THE PROBLEM: Skipping all pictures, set down the lines of the listing from the first through the one with "const [values] = useState(rows);".

START DATA SECTION

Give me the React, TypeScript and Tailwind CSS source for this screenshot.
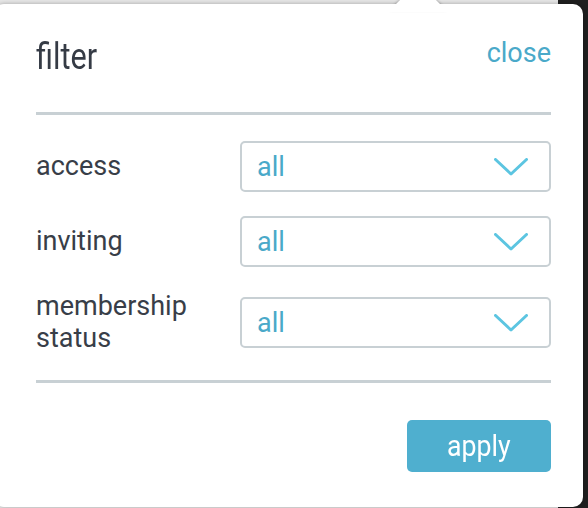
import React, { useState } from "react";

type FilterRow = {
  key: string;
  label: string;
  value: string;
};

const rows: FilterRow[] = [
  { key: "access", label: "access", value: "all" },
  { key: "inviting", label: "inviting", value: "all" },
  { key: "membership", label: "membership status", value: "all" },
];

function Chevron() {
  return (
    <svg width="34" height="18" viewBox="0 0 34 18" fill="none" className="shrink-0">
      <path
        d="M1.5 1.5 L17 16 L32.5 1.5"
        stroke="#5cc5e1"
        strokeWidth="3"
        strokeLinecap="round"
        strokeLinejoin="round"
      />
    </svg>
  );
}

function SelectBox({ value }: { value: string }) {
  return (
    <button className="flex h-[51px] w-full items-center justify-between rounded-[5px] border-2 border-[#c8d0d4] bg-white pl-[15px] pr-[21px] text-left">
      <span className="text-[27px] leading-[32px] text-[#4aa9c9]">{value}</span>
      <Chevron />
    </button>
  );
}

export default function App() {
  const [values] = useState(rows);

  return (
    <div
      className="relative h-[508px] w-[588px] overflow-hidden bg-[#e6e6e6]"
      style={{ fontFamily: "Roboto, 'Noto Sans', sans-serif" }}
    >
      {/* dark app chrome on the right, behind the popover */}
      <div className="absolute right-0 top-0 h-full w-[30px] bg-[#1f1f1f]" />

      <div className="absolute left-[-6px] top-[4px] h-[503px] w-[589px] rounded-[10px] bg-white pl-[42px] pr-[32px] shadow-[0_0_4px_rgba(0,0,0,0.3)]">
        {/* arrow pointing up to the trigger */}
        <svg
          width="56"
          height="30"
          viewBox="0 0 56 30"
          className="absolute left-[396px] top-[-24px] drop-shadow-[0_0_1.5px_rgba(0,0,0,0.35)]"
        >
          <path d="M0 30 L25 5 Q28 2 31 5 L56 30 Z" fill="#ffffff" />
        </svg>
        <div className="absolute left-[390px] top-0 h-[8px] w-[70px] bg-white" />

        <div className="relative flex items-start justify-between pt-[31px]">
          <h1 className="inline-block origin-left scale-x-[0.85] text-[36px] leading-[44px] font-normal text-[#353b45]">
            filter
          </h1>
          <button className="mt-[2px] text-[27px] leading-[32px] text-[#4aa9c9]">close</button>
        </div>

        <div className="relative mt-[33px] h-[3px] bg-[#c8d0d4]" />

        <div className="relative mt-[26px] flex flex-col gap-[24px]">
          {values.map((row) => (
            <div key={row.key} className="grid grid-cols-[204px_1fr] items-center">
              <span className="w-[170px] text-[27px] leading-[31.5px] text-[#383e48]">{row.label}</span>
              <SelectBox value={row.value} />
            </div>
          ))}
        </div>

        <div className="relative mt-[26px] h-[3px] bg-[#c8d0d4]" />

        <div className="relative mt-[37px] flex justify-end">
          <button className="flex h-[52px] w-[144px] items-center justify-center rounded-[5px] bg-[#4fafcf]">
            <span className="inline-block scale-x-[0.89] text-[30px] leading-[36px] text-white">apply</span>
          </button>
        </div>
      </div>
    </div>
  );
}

END DATA SECTION

COMPLETE RESPONSE:
Give me the React, TypeScript and Tailwind CSS source for this screenshot.
import React, { useState } from "react";

type FilterRow = {
  key: string;
  label: string;
  value: string;
};

const rows: FilterRow[] = [
  { key: "access", label: "access", value: "all" },
  { key: "inviting", label: "inviting", value: "all" },
  { key: "membership", label: "membership status", value: "all" },
];

function Chevron() {
  return (
    <svg width="34" height="18" viewBox="0 0 34 18" fill="none" className="shrink-0">
      <path
        d="M1.5 1.5 L17 16 L32.5 1.5"
        stroke="#5cc5e1"
        strokeWidth="3"
        strokeLinecap="round"
        strokeLinejoin="round"
      />
    </svg>
  );
}

function SelectBox({ value }: { value: string }) {
  return (
    <button className="flex h-[51px] w-full items-center justify-between rounded-[5px] border-2 border-[#c8d0d4] bg-white pl-[15px] pr-[21px] text-left">
      <span className="text-[27px] leading-[32px] text-[#4aa9c9]">{value}</span>
      <Chevron />
    </button>
  );
}

export default function App() {
  const [values] = useState(rows);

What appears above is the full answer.